The Beige book is an important part of the research the Fed does before each meeting. The next meeting is April 29 and 30. The chances of a rate cut are still mixed, but the Fed remains apprehensive about the damage the cut back in lending is having in the US.

There is no support at the moment for any sort of activity, even though Wachovia, Washington Mutual (both $US7 billion) and JP Morgan ($US6 billion), Dell ($US1.5 billion and GE ($US8.5 billion) have raised money in the past week. In the case of the banks its new capital, in the case of Dell and GE its new working capital. All are paying substantially higher than they did a year ago.

Despite this activity, the Fed remains worried that the money is merely replenishing exhausted capital and reserves run down in the credit crunch. The 10 year bond rate is now over 3.79% after rising sharply this week on the poor inflation figures. The hard heads in the US bond markets know there's a problem with prices and that that will eventually force the Fed to take notice, or so they hope.

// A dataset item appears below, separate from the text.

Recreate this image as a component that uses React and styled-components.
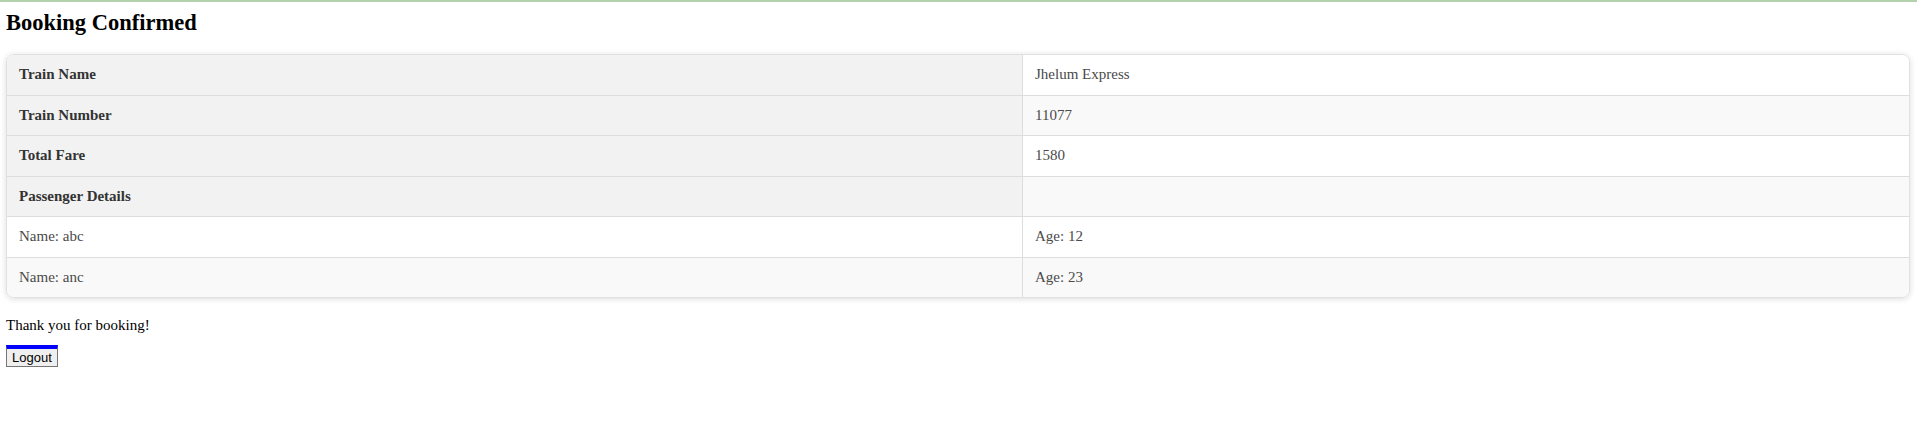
import styled, { createGlobalStyle } from "styled-components";

const GlobalStyle = createGlobalStyle`
  html, body {
    margin: 0;
    padding: 0;
    background: #fff;
  }
  body {
    font-family: "Liberation Serif", "Times New Roman", serif;
    color: #000;
  }
`;

const Page = styled.div`
  border-top: 2px solid #b3d1ac;
  padding: 0 7px 0 6px;
`;

const Title = styled.h2`
  font-size: 22.5px;
  font-weight: bold;
  margin: 7px 0 17px;
  line-height: 28px;
`;

const Card = styled.div`
  border-radius: 8px;
  overflow: hidden;
  box-shadow: 0 1px 6px rgba(0, 0, 0, 0.14);
  border: 1px solid #e0e0e0;
`;

const Table = styled.table`
  width: 100%;
  border-collapse: collapse;
  font-size: 15px;
`;

const Row = styled.tr`
  background: ${({ $even }) => ($even ? "#f9f9f9" : "#fff")};
  & > th,
  & > td {
    border-top: ${({ $first }) => ($first ? "none" : "1px solid #dddddd")};
  }
`;

const Head = styled.th`
  background: #f2f2f2;
  color: #333;
  font-weight: bold;
  text-align: left;
  width: 991px;
  height: 39.5px;
  padding: 0 12px;
  border-right: 1px solid #dddddd;
`;

const Cell = styled.td`
  color: #4a4a4a;
  height: 39.5px;
  padding: 0 12px;
  & + & {
    border-left: 1px solid #dddddd;
  }
  &:first-child {
    width: 991px;
  }
`;

const Note = styled.p`
  font-size: 15px;
  margin: 18px 0 11px;
  line-height: 18px;
`;

const LogoutButton = styled.button`
  font-family: Arial, "Liberation Sans", sans-serif;
  font-size: 13px;
  color: #000;
  background: #efefef;
  border: 1px solid #767676;
  border-top: 4px solid #0000ff;
  border-radius: 0;
  padding: 1px 5px;
  line-height: 15px;
`;

const details = [
  { label: "Train Name", value: "Jhelum Express" },
  { label: "Train Number", value: "11077" },
  { label: "Total Fare", value: "1580" },
  { label: "Passenger Details", value: "" },
];

const passengers = [
  { name: "abc", age: 12 },
  { name: "anc", age: 23 },
];

export default function App() {
  return (
    <>
      <GlobalStyle />
      <Page>
        <Title>Booking Confirmed</Title>
        <Card>
          <Table>
            <tbody>
              {details.map((d, i) => (
                <Row key={d.label} $even={i % 2 === 1} $first={i === 0}>
                  <Head>{d.label}</Head>
                  <Cell>{d.value}</Cell>
                </Row>
              ))}
              {passengers.map((p, i) => (
                <Row key={p.name} $even={i % 2 === 1}>
                  <Cell>Name: {p.name}</Cell>
                  <Cell>Age: {p.age}</Cell>
                </Row>
              ))}
            </tbody>
          </Table>
        </Card>
        <Note>Thank you for booking!</Note>
        <LogoutButton>Logout</LogoutButton>
      </Page>
    </>
  );
}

The Federal Funds Rate is 2.25%, the CPI is 4%; and even the Fed's core measure is around 2.4%.

Cutting interest rates doesn't help people who are poor credit risks (or companies) get new money when times are tough: it helps the strong get stronger. There are 47 companies (with debts of $US34 billion) who are rated as being very weak by Moody's. Basket cases and banks don't fund basket cases when they are in the same league.

The credit crunch may be easing but no one on Wall Street has asked, what do we do next?